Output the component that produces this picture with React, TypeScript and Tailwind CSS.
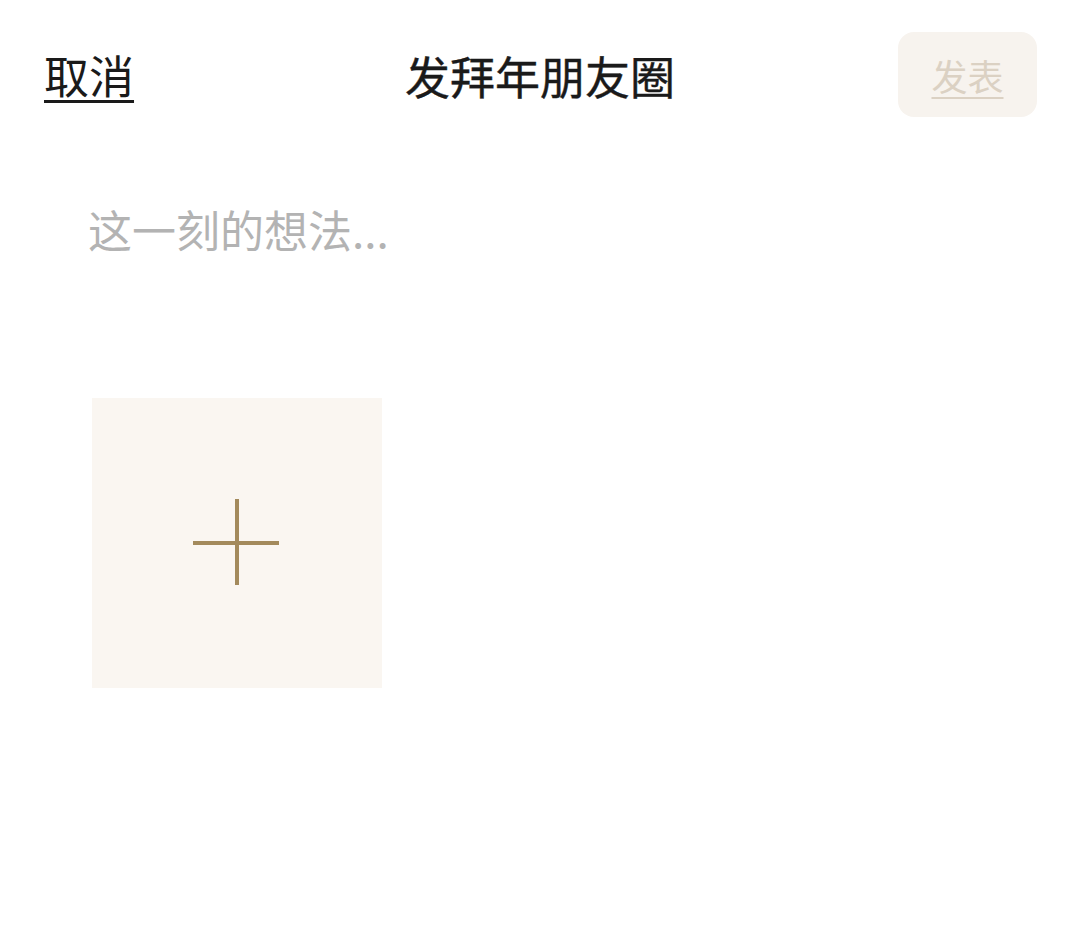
import React from "react";

const font = { fontFamily: '"Noto Sans CJK SC", "Noto Sans", sans-serif' };

function PlusTile() {
  return (
    <button className="flex h-[290px] w-[290px] items-center justify-center bg-[#faf6f1]">
      <svg width="88" height="88" viewBox="0 0 88 88" fill="none">
        <path d="M44 0V86M0 44H86" stroke="#a38a5c" strokeWidth="4" />
      </svg>
    </button>
  );
}

export default function App() {
  return (
    <div className="min-h-screen bg-white text-[#1a1a1a]" style={font}>
      {/* Top bar */}
      <header className="relative flex items-center justify-between pl-[44px] pr-[43px] pt-[32px]">
        <button className="text-[45px] leading-none underline decoration-[3px] underline-offset-[6px]">
          取消
        </button>
        <h1 className="absolute left-1/2 top-[53px] -translate-x-1/2 text-[45px] font-normal leading-none [-webkit-text-stroke:0.4px_#1a1a1a]">
          发拜年朋友圈
        </h1>
        <button className="flex h-[85px] w-[139px] items-center justify-center rounded-[16px] bg-[#f7f3ee] text-[36px] leading-none text-[#dbd1c3] underline decoration-[2px] underline-offset-[6px]">
          发表
        </button>
      </header>

      {/* Text input */}
      <div className="pl-[88px] pt-[90px]">
        <textarea
          placeholder="这一刻的想法..."
          className="h-[150px] w-[900px] resize-none bg-transparent text-[44px] leading-none text-[#1a1a1a] outline-none placeholder:text-[#b3b3b3]"
          style={font}
        />
      </div>

      {/* Image picker */}
      <div className="pl-[92px] pt-[36px]">
        <PlusTile />
      </div>
    </div>
  );
}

> REQUIRED WORK: Repeat the material above in full and exactly, omitting the pictures.

> SOLUTION BELOW:
Output the component that produces this picture with React, TypeScript and Tailwind CSS.
import React from "react";

const font = { fontFamily: '"Noto Sans CJK SC", "Noto Sans", sans-serif' };

function PlusTile() {
  return (
    <button className="flex h-[290px] w-[290px] items-center justify-center bg-[#faf6f1]">
      <svg width="88" height="88" viewBox="0 0 88 88" fill="none">
        <path d="M44 0V86M0 44H86" stroke="#a38a5c" strokeWidth="4" />
      </svg>
    </button>
  );
}

export default function App() {
  return (
    <div className="min-h-screen bg-white text-[#1a1a1a]" style={font}>
      {/* Top bar */}
      <header className="relative flex items-center justify-between pl-[44px] pr-[43px] pt-[32px]">
        <button className="text-[45px] leading-none underline decoration-[3px] underline-offset-[6px]">
          取消
        </button>
        <h1 className="absolute left-1/2 top-[53px] -translate-x-1/2 text-[45px] font-normal leading-none [-webkit-text-stroke:0.4px_#1a1a1a]">
          发拜年朋友圈
        </h1>
        <button className="flex h-[85px] w-[139px] items-center justify-center rounded-[16px] bg-[#f7f3ee] text-[36px] leading-none text-[#dbd1c3] underline decoration-[2px] underline-offset-[6px]">
          发表
        </button>
      </header>

      {/* Text input */}
      <div className="pl-[88px] pt-[90px]">
        <textarea
          placeholder="这一刻的想法..."
          className="h-[150px] w-[900px] resize-none bg-transparent text-[44px] leading-none text-[#1a1a1a] outline-none placeholder:text-[#b3b3b3]"
          style={font}
        />
      </div>

      {/* Image picker */}
      <div className="pl-[92px] pt-[36px]">
        <PlusTile />
      </div>
    </div>
  );
}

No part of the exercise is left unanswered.